The next morning, the group determined that the only way to start a morning in New Orleans is with a plate of beignets and a cup of chicory coffee.  So we ventured into the French Quarter in search of the place that is on everyone’s “to do” list.  All we had to do was follow the brightly colored t-shirts of other Lutheran youth headed for the same destination.  The Original Cafe Du Monde is a traditional coffee shop. Its menu consists of dark roasted Coffee and Chicory, Beignets, White and Chocolate Milk, and fresh squeezed Orange Juice. Beignets are square French -style doughnuts, lavishly covered with powdered sugar.

When we arrived, the dining room was crowded and the lines were long.  But the experienced and seasoned staff kept the tourists flowing in and out.  Our patience paid off as we were rewarded with what we had come for, the beignets.  Hot, fresh and drenched with powdered suger, our eyes bulged as they were placed on our table. The group quickly concluded that beignets should replace donut holes at WHLC coffee hour.  After a brief discussion with Megan about the merits of recycling the excess powdered sugar, our group was off to the Convention Center for our day of peacemaking.

Lunch time brought us our first food dilemma of the day.  Do we eat expensive convention center fare or do we venture out in search of a place that has not been found by the other 33,000 in attendance?  The decision was made to divide and conquer.  Part of the group headed in the direction of Mother’s (more about this to follow) and the rest of us set out for the new WWII Museum where we knew that they had an old fashioned soda shop complete with sandwiches and homemade ice cream. Not more than a block into our journey we cross the street into the arms of a woman standing outside of a sketchy neighborhood bar & grill and encouraging us to stop and try the food.  “Kids are welcome”, she exclaimed.  The chalk written sidewalk sign promoted cheap po boys and $2 bread pudding.  After a slight hesitation to change our plans, we told the woman we would be back.  A few more steps up the street, Megan and Emily couldn’t resist and turned around to go back for fresh shrimp po boys.  They reported that the little dive joint was as charming and delicious as we suspected.  And two days later, we kept the promise to the woman and returned there as a group for a lunch that I will describe later.

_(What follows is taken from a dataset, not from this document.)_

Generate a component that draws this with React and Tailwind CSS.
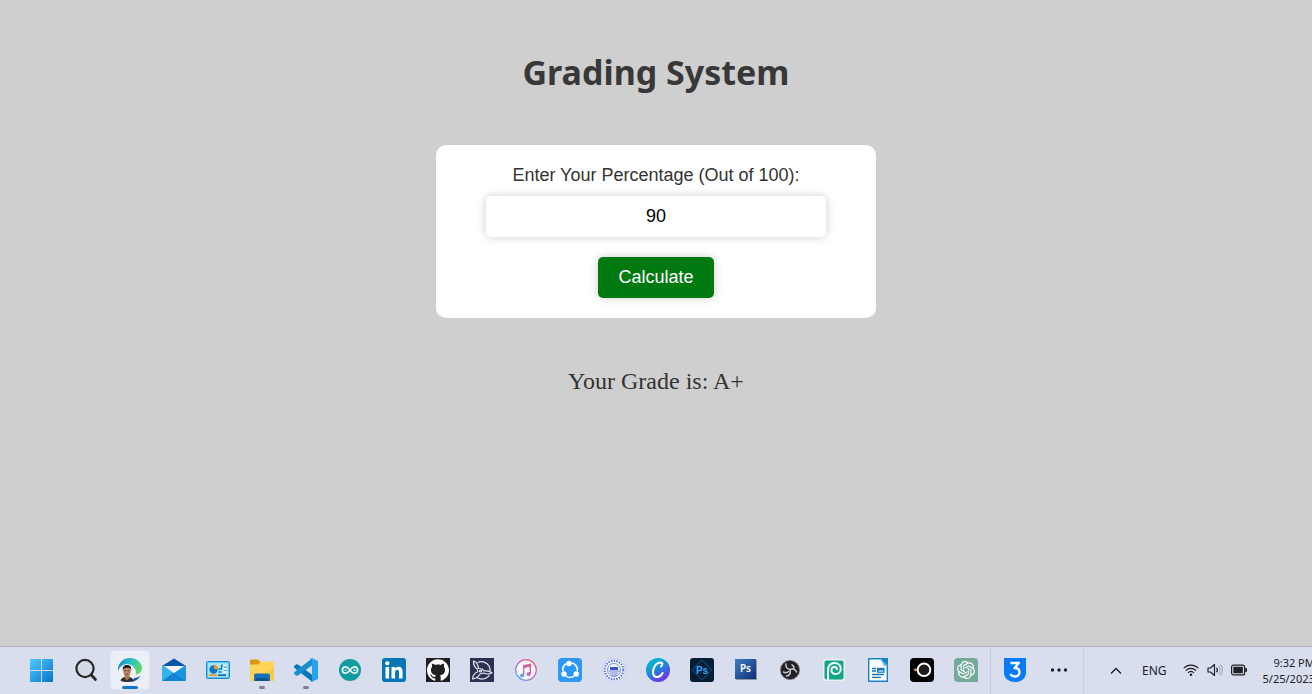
import { useState } from "react";
import { SiOpenai, SiGithub } from "react-icons/si";

const svgProps = { viewBox: "0 0 24 24", width: 24, height: 24, "aria-hidden": true };

function WindowsIcon() {
  return (
    <svg {...svgProps}>
      <defs>
        <linearGradient id="win" x1="0" y1="0" x2="1" y2="1">
          <stop offset="0" stopColor="#4ccdfb" />
          <stop offset="1" stopColor="#0673d0" />
        </linearGradient>
      </defs>
      <path fill="url(#win)" d="M0 1h11v11H0zM12 1h11v11H12zM0 13h11v11H0zM12 13h11v11H12z" />
    </svg>
  );
}

function SearchIcon() {
  return (
    <svg {...svgProps} fill="none" stroke="#262626">
      <circle cx="11" cy="10.500" r="8.600" strokeWidth="2.200" fill="#d5dae8" />
      <path d="M17.300 17L21.500 21.500" strokeWidth="2.700" strokeLinecap="round" />
    </svg>
  );
}

function EdgeIcon() {
  return (
    <svg {...svgProps}>
      <defs>
        <linearGradient id="edge" x1="0" y1=".3" x2="1" y2=".6">
          <stop offset="0" stopColor="#168bd2" />
          <stop offset=".5" stopColor="#2ec3c4" />
          <stop offset="1" stopColor="#65dc62" />
        </linearGradient>
      </defs>
      <path fill="url(#edge)" d="M0 10C1 4 6 0 12 0c7 0 12 5 12 10 0 4-3 6.500-7 6.500L10 13 0 16z" />
      <path fill="#0d5aa8" d="M14 20c3 .5 6-.4 8.500-2.500C21 21 17 24 12 24z" />
      <circle cx="9" cy="15" r="9" fill="#f4f3f2" />
      <path fill="#30302f" d="M2.500 23c.5-3 2.500-3.600 4.500-4h4c2 .4 4 1 4.500 4-4 1.500-9 1.500-13 0z" />
      <path fill="#a87354" d="M6.500 17h5v3.200L9 22.500 6.500 20z" />
      <ellipse cx="9" cy="13.500" rx="3.700" ry="5" fill="#bb8566" />
      <path fill="#1d1a1a" d="M4.900 13c-.6-4 1-6 4.100-6s4.800 2 4.100 6l-1-2.800C10 9.600 8 9.600 5.900 10.400z" />
      <path stroke="#473028" strokeWidth=".8" d="M6.500 12.800h1.700M9.900 12.800h1.700M7.700 16.300h2.600" />
    </svg>
  );
}

function MailIcon() {
  return (
    <svg {...svgProps}>
      <path fill="#33b5e9" d="M0 8v15h24V8z" />
      <path fill="#1382d6" d="M0 23l12-8.500L24 23z" />
      <path fill="#1c93de" d="M24 8v15L12 14.500z" />
      <path fill="#0757a9" d="M0 8L12 .5 24 8z" />
      <path fill="#f7f7f7" d="M2 8h20l-10 7z" />
    </svg>
  );
}

function ControlPanelIcon() {
  return (
    <svg {...svgProps}>
      <rect x=".5" y="3.500" width="23" height="17" rx="1" fill="#60c8f3" stroke="#168bcd" />
      <rect x="2" y="5" width="20" height="14" fill="#a5e6fb" />
      <circle cx="7.500" cy="11.500" r="4.200" fill="#1076c9" />
      <path fill="#f59523" d="M8 11V6.500A4.500 4.500 0 0112 11z" />
      <path stroke="#f3932a" strokeWidth="1.800" d="M3 17.200h8" />
      <path stroke="#156cb1" strokeWidth="1.800" d="M12 17.200h8" />
      <path fill="none" stroke="#137bc3" strokeWidth="1.300" d="M12.500 11h3V7.500H17M12.500 14h3" />
      <path stroke="#fff" strokeWidth="1.500" d="M17.500 7.500h3M17.500 11h3M17.500 14h3" />
      <path stroke="#157bc1" strokeWidth="1.200" d="M18.500 9h2M18.500 12.500h2" />
    </svg>
  );
}

function FolderIcon() {
  return (
    <svg {...svgProps}>
      <path fill="#d99810" d="M0 3a1.500 1.500 0 011.500-1.500h6.500L10.500 4H22v5H0z" />
      <path fill="#ffd45a" d="M0 6.500h8.500L11 3.500h11.500A1.500 1.500 0 0124 5v16.500a1.500 1.500 0 01-1.500 1.500h-21A1.500 1.500 0 010 21.500z" />
      <path fill="#f7bd2e" opacity=".5" d="M24 10v13H0z" />
      <path fill="#1671bd" d="M4 23v-5.500a2 2 0 012-2h12a2 2 0 012 2V23z" />
      <path fill="#0b548f" d="M6.500 20h11l1.500 3H5z" />
    </svg>
  );
}

function CodeIcon() {
  return (
    <svg {...svgProps}>
      <path fill="#0877b9" d="M0 8.300l2.200-2 1.800.1L18.500 17v7L.2 9.700z" />
      <path fill="#168fd0" d="M0 15.700l2.200 2 1.800-.1L18.500 7V0L.2 14.300z" />
      <path fill="#28a2ee" d="M17.500 0L24 3v18l-6.500 3-1-.8 1.500-1V2L16.500.8z" />
    </svg>
  );
}

function ArduinoIcon() {
  return (
    <svg {...svgProps} fill="none">
      <circle cx="12" cy="12" r="11" fill="#129c9e" />
      <path stroke="#e8f8f7" strokeWidth="1.700" d="M12 12c-1.500-2.200-2.800-3.200-4.400-3.200a3.200 3.200 0 000 6.400c1.600 0 2.900-1 4.400-3.200s2.800-3.200 4.400-3.200a3.200 3.200 0 010 6.400c-1.600 0-2.900-1-4.400-3.200z" />
      <path stroke="#e8f8f7" strokeWidth=".9" d="M6.500 12h2.200M15.300 12h2.200M16.400 10.900v2.200" />
    </svg>
  );
}

function LinkedInIcon() {
  return (
    <svg {...svgProps}>
      <rect width="24" height="24" rx="3" fill="#0676b4" />
      <circle cx="5.300" cy="5.300" r="2.100" fill="#fff" />
      <path fill="#fff" d="M3.500 9h3.600v11.500H3.500zM9.500 9h3.400v1.600c.7-1.200 1.900-1.900 3.500-1.900 3.300 0 4.200 2.100 4.200 5.100v6.700H17v-6c0-1.500-.1-2.800-1.800-2.800s-2.100 1.300-2.100 2.700v6.100H9.500z" />
    </svg>
  );
}

function GithubIcon() {
  return (
    <span className="flex size-6 items-center justify-center bg-[#211f1f]">
      <SiGithub size={22} color="#fff" aria-hidden="true" />
    </span>
  );
}

function TriadIcon() {
  return (
    <svg {...svgProps} fill="none" stroke="#e5e8f0" strokeWidth="1.200" strokeLinejoin="round">
      <path stroke="none" fill="#2b3353" d="M0 0h24v24H0z" />
      <path d="M3.500 3c3 1 4.700 4 5 7.500l3.500.5 2 2c3-.3 6 .2 8 1.800-2.500 1.500-5.500 1.500-8.500.2L10 16c-1.500 2.500-4 4.500-7.500 5 .3-3.500 2-6 5.300-7.300l-.6-2.700C4.500 9 3.300 6 3.500 3z" />
      <path d="M7.500 4.500c4.500-2 9.500-.3 11.700 3.700.8 1.700 1 3.300.9 5M19.500 17c-3 4-8 5-13 2.500" />
      <circle cx="10.500" cy="13" r="1" />
    </svg>
  );
}

function MusicIcon() {
  return (
    <svg {...svgProps}>
      <defs>
        <linearGradient id="music" x1="1" y1="0" x2="0" y2="1">
          <stop offset="0" stopColor="#fa5265" />
          <stop offset=".5" stopColor="#c664c9" />
          <stop offset="1" stopColor="#35b9ee" />
        </linearGradient>
      </defs>
      <circle cx="12" cy="12" r="10.300" fill="#f7f7fa" stroke="url(#music)" strokeWidth="1.200" />
      <path fill="url(#music)" d="M9 7.200l8-1.800v10c0 1.700-1.200 2.500-2.500 2.600-1.200 0-1.900-.7-1.900-1.600 0-1.900 2-2 3-2.300V8.800l-5.200 1.100v6.800c0 1.700-1.200 2.500-2.500 2.600-1.200 0-1.900-.7-1.900-1.600 0-1.900 2-2 3-2.300z" />
    </svg>
  );
}

function ShareIcon() {
  return (
    <svg {...svgProps} fill="none" stroke="#fff" strokeWidth="1.600">
      <rect width="24" height="24" rx="4" fill="#2c98fa" stroke="none" />
      <path d="M13.500 4.800a7.300 7.300 0 015.800 8.400M16 18.200a7.300 7.300 0 01-8 0M4.900 13.200a7.300 7.300 0 013.300-7.400" />
      <g fill="#fff" stroke="none">
        <circle cx="11" cy="5.500" r="2.700" />
        <circle cx="6" cy="16" r="2.700" />
        <circle cx="18.200" cy="16" r="2.700" />
      </g>
    </svg>
  );
}

function SealIcon() {
  return (
    <svg {...svgProps} fill="none" stroke="#5871da">
      <circle cx="12" cy="12" r="11.500" fill="#f5f7ff" stroke="#b4c0f2" strokeWidth=".8" />
      <circle cx="12" cy="12" r="9.300" strokeWidth="2" strokeDasharray="1.500 1.200" />
      <circle cx="12" cy="12" r="6.500" strokeWidth=".8" />
      <path fill="#3856c9" stroke="none" d="M8 9h8v3H8z" />
      <path strokeWidth=".9" d="M6.500 13h11M8 15h8M9 17h6" />
    </svg>
  );
}

function CanvaIcon() {
  return (
    <svg {...svgProps}>
      <defs>
        <linearGradient id="canva" x1=".1" y1="0" x2=".75" y2="1">
          <stop offset="0" stopColor="#05c5c8" />
          <stop offset=".45" stopColor="#168fda" />
          <stop offset="1" stopColor="#7526ed" />
        </linearGradient>
      </defs>
      <circle cx="12" cy="12" r="12" fill="url(#canva)" />
      <path fill="none" stroke="#fff" strokeWidth="2.100" strokeLinecap="round" d="M15 8.500c2-2 1.700-4-.5-4-4.700 0-7.500 5.500-7.500 9.500 0 3 1.500 5 4 5 2.300 0 4.300-1.500 5.600-4" />
    </svg>
  );
}

function PsExpressIcon() {
  return (
    <svg {...svgProps}>
      <rect width="24" height="24" rx="3" fill="#031e35" />
      <rect x="5" y="5" width="14" height="14" rx="1" transform="rotate(45 12 12)" fill="none" stroke="#245f94" strokeWidth=".8" />
      <text x="12" y="15.500" textAnchor="middle" className="fill-[#36a5fa] font-['Liberation_Sans',sans-serif] text-[10px] font-bold">Ps</text>
    </svg>
  );
}

function PsIcon() {
  return (
    <svg {...svgProps}>
      <defs>
        <linearGradient id="ps" x1="0" y1="0" x2="1" y2="1">
          <stop offset="0" stopColor="#407fc5" />
          <stop offset="1" stopColor="#102d75" />
        </linearGradient>
      </defs>
      <path fill="#9096a4" d="M2 2h21v20H2z" />
      <path fill="url(#ps)" d="M1 1h21v20H1z" />
      <text x="11.500" y="14" textAnchor="middle" className="fill-white font-['Noto_Sans',sans-serif] text-[10px] font-semibold">Ps</text>
    </svg>
  );
}

function ObsIcon() {
  return (
    <svg {...svgProps} fill="none" stroke="#c9c9ce" strokeLinecap="round">
      <circle cx="12" cy="12" r="9.600" fill="#232126" stroke="#77777d" strokeWidth=".8" />
      <path strokeWidth="1.500" d="M8 6c-.5 2.700.8 4.700 4 5.500M18.500 14c-1-2.800-3.700-3.700-6.500-2.500M8.500 18c2.800 0 4.500-2.500 3.500-6.500M5.500 14c1.700 1 3.500.9 5-.5M14 6.800c1.700 1 2.300 2.300 2 4" />
    </svg>
  );
}

function SwirlIcon() {
  return (
    <svg {...svgProps}>
      <rect x="1" y="1" width="22" height="22" rx="3" fill="#f1eeec" />
      <rect x="2.500" y="2.500" width="19" height="19" rx="2" fill="#11a58a" />
      <path fill="none" stroke="#f7fffd" strokeWidth="2" strokeLinecap="round" d="M6 21.500V12c0-4.500 2.800-7 6.500-7 4 0 6.300 2.500 6.300 5.800 0 3.200-2.300 5.200-5.100 5.200-2.500 0-4.300-1.600-4.300-3.700 0-2 1.300-3.200 3-3.200 1.500 0 2.500.9 2.500 2.200" />
    </svg>
  );
}

function WriterIcon() {
  return (
    <svg {...svgProps}>
      <path fill="#fff" stroke="#1685c8" strokeWidth="1.400" d="M2.700.8H15l6.300 6.500v16H2.700z" />
      <path fill="#1685c8" d="M14 0h8v8z" />
      <path fill="#68b8e6" d="M14 0l8 8h-4z" />
      <path stroke="#1277b8" strokeWidth="1.300" d="M6 10.500h4M6 13h4M6 16.500h12M6 19.300h9" />
      <path fill="#1277b8" d="M11 9.800h7.500v5H11z" />
      <path fill="#b9e2f7" d="M12 13.800l2-2 1.300 1 1-1 1.300 2z" />
    </svg>
  );
}

function LensIcon() {
  return (
    <svg {...svgProps}>
      <rect width="24" height="24" rx="4" fill="#030303" />
      <circle cx="14" cy="11.800" r="6.300" fill="#1c1c1c" stroke="#fff" strokeWidth="2" />
      <path fill="#c96a4a" d="M3 11.800l3.200-2v4z" />
      <circle cx="6" cy="11.800" r="1" fill="#ddb3a4" />
    </svg>
  );
}

function OpenAiIcon() {
  return (
    <span className="flex size-6 items-center justify-center rounded-l rounded-tr bg-[#75a99a]">
      <SiOpenai size={18} color="#fff" aria-hidden="true" />
    </span>
  );
}

function ShieldThreeIcon() {
  return (
    <svg {...svgProps}>
      <path fill="#087bfb" d="M1 0h22v14.500C23 20.500 18 24 12 24S1 20.500 1 14.500z" />
      <path fill="none" stroke="#fff" strokeWidth="2.300" strokeLinejoin="round" d="M7.500 5h8.300l-4.300 5c3.300 0 5 1.600 5 4.200s-2 4.300-4.500 4.300c-2 0-3.600-.7-4.800-2.200" />
    </svg>
  );
}

function MoreIcon() {
  return (
    <svg {...svgProps} fill="#1d1e22">
      <circle cx="5.500" cy="12" r="1.700" />
      <circle cx="12" cy="12" r="1.700" />
      <circle cx="18.500" cy="12" r="1.700" />
    </svg>
  );
}

const pinned = [
  { label: "Start", Icon: WindowsIcon },
  { label: "Search", Icon: SearchIcon },
  { label: "Microsoft Edge", Icon: EdgeIcon, active: true },
  { label: "Mail", Icon: MailIcon },
  { label: "Control Panel", Icon: ControlPanelIcon },
  { label: "File Explorer", Icon: FolderIcon, running: true },
  { label: "Visual Studio Code", Icon: CodeIcon, running: true },
  { label: "Arduino IDE", Icon: ArduinoIcon },
  { label: "LinkedIn", Icon: LinkedInIcon },
  { label: "GitHub", Icon: GithubIcon },
  { label: "Simulator", Icon: TriadIcon },
  { label: "iTunes", Icon: MusicIcon },
  { label: "SHAREit", Icon: ShareIcon },
  { label: "University portal", Icon: SealIcon },
  { label: "Canva", Icon: CanvaIcon },
  { label: "Photoshop Express", Icon: PsExpressIcon },
  { label: "Photoshop", Icon: PsIcon },
  { label: "OBS Studio", Icon: ObsIcon },
  { label: "Photopea", Icon: SwirlIcon },
  { label: "LibreOffice Writer", Icon: WriterIcon },
  { label: "Camera", Icon: LensIcon },
  { label: "ChatGPT", Icon: OpenAiIcon },
];

const extra = [
  { label: "CSS reference", Icon: ShieldThreeIcon },
  { label: "More", Icon: MoreIcon },
];

function TaskButton({ label, Icon, active, running }) {
  return (
    <button type="button" aria-label={label} className="flex h-full w-11 shrink-0 items-center justify-center pb-px">
      <span className={active ? "relative flex size-[38px] items-center justify-center rounded bg-[#eceff8] ring-1 ring-[#e1e4ef]" : "relative flex size-[38px] items-center justify-center"}>
        <Icon />
        {active && <span className="absolute bottom-0 h-[3px] w-4 rounded-full bg-[#0b76cf]" />}
        {running && <span className="absolute bottom-0 h-[3px] w-1.5 rounded-full bg-[#80838c]" />}
      </span>
    </button>
  );
}

function Separator() {
  return <span className="mx-0.5 h-full w-px shrink-0 bg-[#c9cedf]" />;
}

function Tray() {
  return (
    <div className="flex h-full shrink-0 items-center gap-4 pl-2 font-['Noto_Sans',sans-serif] text-[#202126]">
      <button type="button" aria-label="Show hidden icons" className="flex h-full w-7 items-center justify-end">
        <svg viewBox="0 0 12 12" width="12" height="12" fill="none" stroke="currentColor" strokeWidth="1.400" aria-hidden="true">
          <path d="M1 8.500l5-5 5 5" />
        </svg>
      </button>
      <button type="button" className="h-full pl-1 text-[12px]">ENG</button>
      <button type="button" aria-label="Network, volume and battery" className="flex h-full items-center gap-2 pb-px">
        <svg viewBox="0 0 16 16" width="16" height="16" fill="none" stroke="currentColor" strokeWidth="1.200" aria-hidden="true">
          <path d="M.7 6.200c4-4.200 10.600-4.200 14.600 0M2.900 8.600c2.900-3 7.300-3 10.200 0M5 10.900c1.800-1.800 4.200-1.800 6 0" />
          <circle cx="8" cy="12.800" r="1.300" fill="currentColor" stroke="none" />
        </svg>
        <svg viewBox="0 0 16 16" width="16" height="16" fill="none" stroke="currentColor" strokeWidth="1.200" strokeLinejoin="round" aria-hidden="true">
          <path d="M1 6h2.500L7.500 2.500v11L3.500 10H1zM9.500 5.800c1.100 1.300 1.100 3.100 0 4.400" />
          <path stroke="#a8acb8" d="M11.500 4c2 2.300 2 5.700 0 8M13.500 2.500c2.500 3 2.500 8 0 11" />
        </svg>
        <svg viewBox="0 0 16 16" width="16" height="16" aria-hidden="true">
          <rect x=".6" y="3.100" width="13" height="9.800" rx="2" fill="none" stroke="currentColor" strokeWidth="1.200" />
          <rect x="2.300" y="4.800" width="9.600" height="6.400" rx=".7" fill="currentColor" />
          <path d="M14.200 6h.8a1 1 0 011 1v2a1 1 0 01-1 1h-.8z" fill="currentColor" />
        </svg>
      </button>
      <button type="button" className="h-full text-right text-[11px] leading-4 whitespace-nowrap">
        <span className="block">9:32 PM</span>
        <span className="block">5/25/2023</span>
      </button>
    </div>
  );
}

function Taskbar() {
  return (
    <footer className="flex h-12 items-center overflow-hidden border-t border-[#afb3c0] bg-[#d8deee] pl-5">
      {pinned.map((item) => (
        <TaskButton key={item.label} {...item} />
      ))}
      <Separator />
      {extra.map((item) => (
        <TaskButton key={item.label} {...item} />
      ))}
      <Separator />
      <Tray />
    </footer>
  );
}

function gradeFor(value) {
  if (value >= 90) return "A+";
  if (value >= 80) return "A";
  if (value >= 70) return "B";
  if (value >= 60) return "C";
  if (value >= 50) return "D";
  return "F";
}

export default function App() {
  const [percentage, setPercentage] = useState("90");
  const [grade, setGrade] = useState("A+");

  const handleSubmit = (event) => {
    event.preventDefault();
    setGrade(gradeFor(Number(percentage)));
  };

  return (
    <div className="flex min-h-screen flex-col bg-[#cfcfcf] text-[#333]">
      <main className="flex flex-1 flex-col items-center px-4 pt-12">
        <h1 className="font-['Noto_Sans',sans-serif] text-[34px] leading-[49px] font-bold text-[#383838]">Grading System</h1>
        <form onSubmit={handleSubmit} className="mt-12 flex w-full max-w-[440px] flex-col items-center rounded-[10px] bg-white px-[50px] py-5 font-['Liberation_Sans',sans-serif] text-lg">
          <label htmlFor="percentage" className="leading-[21px]">Enter Your Percentage (Out of 100):</label>
          <input
            id="percentage"
            type="text"
            inputMode="numeric"
            value={percentage}
            onChange={(event) => setPercentage(event.target.value)}
            className="mt-2.5 w-full rounded-[5px] bg-white p-2.5 text-center leading-[21px] text-black shadow-[0_0_10px_rgba(0,0,0,0.2)] outline-none"
          />
          <button type="submit" className="mt-5 rounded-[5px] bg-[#007a10] px-5 py-2.5 leading-[21px] text-white shadow-[0_0_10px_rgba(0,0,0,0.2)]">
            Calculate
          </button>
        </form>
        <p className="mt-12 font-['Liberation_Serif',serif] text-2xl leading-[30px]">Your Grade is: {grade}</p>
      </main>
      <Taskbar />
    </div>
  );
}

About three blocks away we found the Soda Shop.  Opened as part of the WWII Museum, local award winning chef John Besh uses his famed culinary expertise and creativity to turn a traditional looking soda fountain into a very interesting place for lunch.  I think Caroline may have had the most interesting PB&J in her life with a grilled version, oozing with gooey peanut butter.  Several of us had the devil dog which was a homemade hot dog topped with a ground sausage mixture reminiscent of a coney dog.  The parmesan wrap was reported to be very satisfying as well. Most of us topped our lunch off with house-made ice creams and milkshakes. They offered flavors such as Bananas Foster, Sector Candy Bar Crunch and Creole Cream Cheese Red Velvet among others.  The Soda Shop was definitely worth the walk.  But this brought about my second food dilemma of the day; how was I going to walk past the $2 Bread Pudding sign again?